RECORDS SHOWN:
**********
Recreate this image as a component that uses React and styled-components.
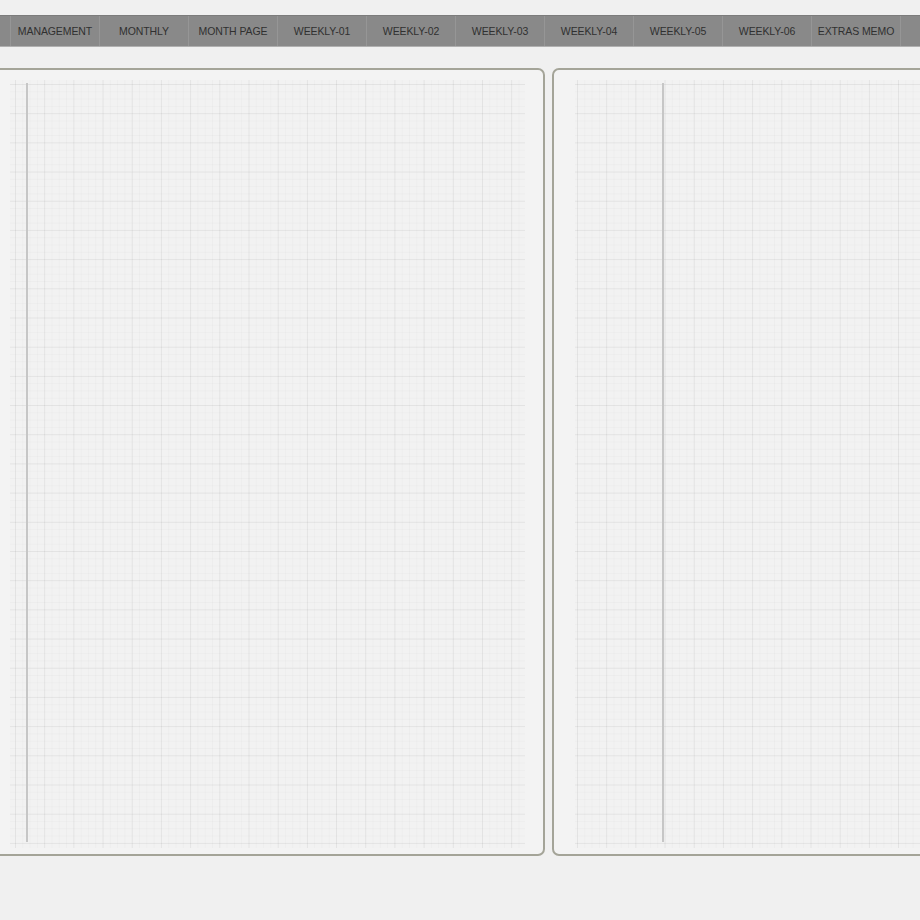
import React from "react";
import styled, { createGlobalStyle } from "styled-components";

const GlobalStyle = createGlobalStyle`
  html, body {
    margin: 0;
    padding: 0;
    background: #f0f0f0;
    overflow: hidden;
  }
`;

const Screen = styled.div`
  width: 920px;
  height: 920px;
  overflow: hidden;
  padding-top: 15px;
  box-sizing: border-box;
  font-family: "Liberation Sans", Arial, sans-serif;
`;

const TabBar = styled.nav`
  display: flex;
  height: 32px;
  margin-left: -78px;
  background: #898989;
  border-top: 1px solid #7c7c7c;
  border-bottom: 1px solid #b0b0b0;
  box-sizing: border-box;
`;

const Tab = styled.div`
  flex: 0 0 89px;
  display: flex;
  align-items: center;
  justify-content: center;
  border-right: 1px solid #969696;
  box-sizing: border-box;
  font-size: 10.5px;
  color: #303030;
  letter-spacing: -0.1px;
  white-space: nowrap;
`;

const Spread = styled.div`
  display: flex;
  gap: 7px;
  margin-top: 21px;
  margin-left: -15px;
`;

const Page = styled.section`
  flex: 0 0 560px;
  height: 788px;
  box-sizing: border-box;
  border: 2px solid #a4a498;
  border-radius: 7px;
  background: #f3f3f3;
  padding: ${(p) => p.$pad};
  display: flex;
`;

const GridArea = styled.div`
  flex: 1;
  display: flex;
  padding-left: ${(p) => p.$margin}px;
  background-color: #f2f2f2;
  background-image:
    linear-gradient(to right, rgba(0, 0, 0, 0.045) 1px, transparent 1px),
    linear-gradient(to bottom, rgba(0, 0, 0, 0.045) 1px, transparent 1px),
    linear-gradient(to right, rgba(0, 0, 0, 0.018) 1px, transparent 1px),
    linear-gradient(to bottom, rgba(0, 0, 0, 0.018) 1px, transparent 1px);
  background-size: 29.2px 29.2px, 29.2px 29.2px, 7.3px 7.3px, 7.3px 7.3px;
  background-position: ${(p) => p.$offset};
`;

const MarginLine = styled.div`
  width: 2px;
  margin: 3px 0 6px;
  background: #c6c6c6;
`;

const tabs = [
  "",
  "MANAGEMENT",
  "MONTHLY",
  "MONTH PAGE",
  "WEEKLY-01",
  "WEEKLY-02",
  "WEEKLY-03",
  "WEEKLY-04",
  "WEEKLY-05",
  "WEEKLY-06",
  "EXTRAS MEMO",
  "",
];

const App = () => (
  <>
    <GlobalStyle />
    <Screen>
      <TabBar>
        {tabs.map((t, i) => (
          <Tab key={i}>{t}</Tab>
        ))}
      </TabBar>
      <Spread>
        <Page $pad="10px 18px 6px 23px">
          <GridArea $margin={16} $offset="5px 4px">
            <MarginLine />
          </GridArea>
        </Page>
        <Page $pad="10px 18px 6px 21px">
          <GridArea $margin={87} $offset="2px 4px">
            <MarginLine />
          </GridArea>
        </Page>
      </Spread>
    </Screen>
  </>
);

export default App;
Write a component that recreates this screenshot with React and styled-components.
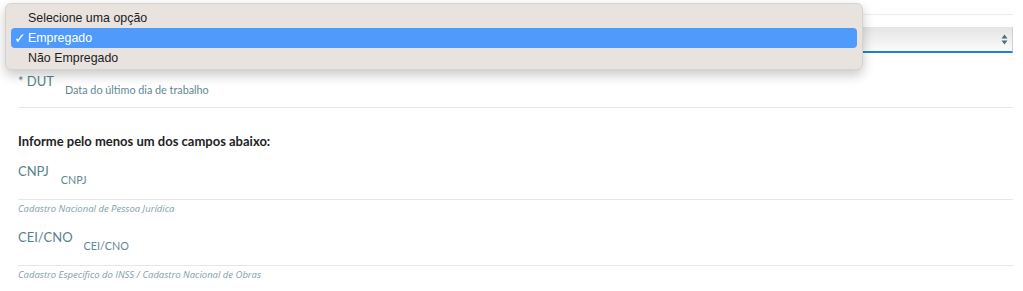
**********
DO THIS:
Pictures in the records above should not be copied. Repeat everything else exactly.

EXPECTED OUTPUT:
Recreate this image as a component that uses React and styled-components.
import React from "react";
import styled, { createGlobalStyle } from "styled-components";

const GlobalStyle = createGlobalStyle`
  html, body {
    margin: 0;
    padding: 0;
    background: #f0f0f0;
    overflow: hidden;
  }
`;

const Screen = styled.div`
  width: 920px;
  height: 920px;
  overflow: hidden;
  padding-top: 15px;
  box-sizing: border-box;
  font-family: "Liberation Sans", Arial, sans-serif;
`;

const TabBar = styled.nav`
  display: flex;
  height: 32px;
  margin-left: -78px;
  background: #898989;
  border-top: 1px solid #7c7c7c;
  border-bottom: 1px solid #b0b0b0;
  box-sizing: border-box;
`;

const Tab = styled.div`
  flex: 0 0 89px;
  display: flex;
  align-items: center;
  justify-content: center;
  border-right: 1px solid #969696;
  box-sizing: border-box;
  font-size: 10.5px;
  color: #303030;
  letter-spacing: -0.1px;
  white-space: nowrap;
`;

const Spread = styled.div`
  display: flex;
  gap: 7px;
  margin-top: 21px;
  margin-left: -15px;
`;

const Page = styled.section`
  flex: 0 0 560px;
  height: 788px;
  box-sizing: border-box;
  border: 2px solid #a4a498;
  border-radius: 7px;
  background: #f3f3f3;
  padding: ${(p) => p.$pad};
  display: flex;
`;

const GridArea = styled.div`
  flex: 1;
  display: flex;
  padding-left: ${(p) => p.$margin}px;
  background-color: #f2f2f2;
  background-image:
    linear-gradient(to right, rgba(0, 0, 0, 0.045) 1px, transparent 1px),
    linear-gradient(to bottom, rgba(0, 0, 0, 0.045) 1px, transparent 1px),
    linear-gradient(to right, rgba(0, 0, 0, 0.018) 1px, transparent 1px),
    linear-gradient(to bottom, rgba(0, 0, 0, 0.018) 1px, transparent 1px);
  background-size: 29.2px 29.2px, 29.2px 29.2px, 7.3px 7.3px, 7.3px 7.3px;
  background-position: ${(p) => p.$offset};
`;

const MarginLine = styled.div`
  width: 2px;
  margin: 3px 0 6px;
  background: #c6c6c6;
`;

const tabs = [
  "",
  "MANAGEMENT",
  "MONTHLY",
  "MONTH PAGE",
  "WEEKLY-01",
  "WEEKLY-02",
  "WEEKLY-03",
  "WEEKLY-04",
  "WEEKLY-05",
  "WEEKLY-06",
  "EXTRAS MEMO",
  "",
];

const App = () => (
  <>
    <GlobalStyle />
    <Screen>
      <TabBar>
        {tabs.map((t, i) => (
          <Tab key={i}>{t}</Tab>
        ))}
      </TabBar>
      <Spread>
        <Page $pad="10px 18px 6px 23px">
          <GridArea $margin={16} $offset="5px 4px">
            <MarginLine />
          </GridArea>
        </Page>
        <Page $pad="10px 18px 6px 21px">
          <GridArea $margin={87} $offset="2px 4px">
            <MarginLine />
          </GridArea>
        </Page>
      </Spread>
    </Screen>
  </>
);

export default App;
Write a component that recreates this screenshot with React and styled-components.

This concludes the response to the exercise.